De monetaire opvoeding beschouw ik zelf als een wisselend succes. De spaarvis is van onderen toegankelijk, wat er laatst al toe leidde dat de moeder van Martijn voor onze deur stond met een biljet van vijf euro in haar hand. Dat bedrag had mijn zoon aan zijn vriendje uitbetaald nadat die na het spelen zijn kamer had opgeruimd. Ik vond het geen onredelijk bedrag, maar de moeder stond erop dat ik het terugnam.

Gelet op de boetes en het inhuren van zijn vriendjes als personeel, beschouw ik het als een wonder dat hij nog 45 euro bij elkaar heeft gespaard voor de aerotube van ‘Life on Mars’. Maar het aandeel gespaard geld is niet zo groot, vertrouwt hij mij onderweg toe. Het meeste is afkomstig van donaties voor zijn verjaardag. Mijn zoon en ik zijn allebei midden in de grote vakantie jarig en we vieren nog tot ver in de herfst onze geboortedag voor familie, vrienden en bekenden. Bij één van de cadeaus die hij van de zomer al kreeg, viel zijn oog op een folder van ‘Life on Mars’ en sindsdien heeft hij nog maar één doel in het leven.

De doos is van 2001 en in veel andere speelgoedwinkels had ik hem al niet meer gezien. Maar bij Intertoys bij ons in het dorp hebben ze hem nog, weet mijn zoon. Hij loopt er geregeld binnen om zich op het aanbod te oriënteren. En op deze maandag heeft hij genoeg geld bij elkaar om de doos op te halen. Als ik een beetje opschiet, tenminste.

“Ja, hallo!!! Waarom rijd je zo langzaam, pap??”

“Tien eurocent boete”, zeg ik.

“Ja, hallo!!!”

Ik sta nog een kaartje te trekken bij de parkeerautomaat als hij in de speelgoedwinkel al de doos van de onderste plank vandaan trekt. Het is een enorm gevaarte met een afbeelding van een groot ruimtestation met tentakels en allerlei pvc-buizen waardoor je met een ingenieus pompsysteem mannetjes van de ene naar de andere plek kan blazen en zuigen. Met een brede grijns op zijn gezicht en zijn 45 gespaarde euro’s holt hij naar de kassa, waar een meisje het bedrag aanslaat: 116,90 euro. En dan is er geen weg meer terug. “Is het een cadeautje?”, vraagt ze, terwijl ze een Intertoyssticker over het prijsje plakt. “Nee”, zegt mijn zoon, “ik heb er zelf voor gespaard.” Ik neem het geld van hem over en als een onecht kind van Hans Kazàn slaag ik erin om, zonder dat hij het merkt, er 80 euro bij te stoppen.

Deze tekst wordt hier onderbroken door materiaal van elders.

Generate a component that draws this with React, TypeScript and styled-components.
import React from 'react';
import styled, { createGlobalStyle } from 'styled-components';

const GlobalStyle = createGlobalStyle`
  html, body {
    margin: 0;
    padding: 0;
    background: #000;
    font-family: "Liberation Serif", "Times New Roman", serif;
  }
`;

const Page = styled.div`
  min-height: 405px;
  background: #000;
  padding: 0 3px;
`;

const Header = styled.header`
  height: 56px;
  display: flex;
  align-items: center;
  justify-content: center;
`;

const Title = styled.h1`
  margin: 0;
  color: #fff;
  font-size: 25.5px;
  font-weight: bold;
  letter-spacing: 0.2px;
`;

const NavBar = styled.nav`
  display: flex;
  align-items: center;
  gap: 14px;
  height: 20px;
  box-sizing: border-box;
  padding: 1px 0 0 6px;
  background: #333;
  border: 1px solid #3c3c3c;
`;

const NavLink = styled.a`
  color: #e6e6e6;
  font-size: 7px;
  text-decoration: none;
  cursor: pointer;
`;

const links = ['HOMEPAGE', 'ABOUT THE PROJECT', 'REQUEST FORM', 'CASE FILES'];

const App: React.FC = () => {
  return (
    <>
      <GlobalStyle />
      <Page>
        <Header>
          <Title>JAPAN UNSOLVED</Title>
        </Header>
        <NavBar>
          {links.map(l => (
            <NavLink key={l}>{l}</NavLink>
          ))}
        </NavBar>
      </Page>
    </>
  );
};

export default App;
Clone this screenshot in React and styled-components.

Thuis wordt hij door mijn eega uitgebreid geprezen voor zijn spaarzin. “Zie je nu wel dat het veel leuker is als je het zelf kan betalen?”

Mijn zoon is overtuigd. “Ik kreeg nog geld terug ook.”

“Dat kan je dan wel aan mij geven”, zeg ik, in een poging mijn verlies nog wat te beperken.

“Ja, hallo!!!”

 

Uit de krant van 8 september 2003.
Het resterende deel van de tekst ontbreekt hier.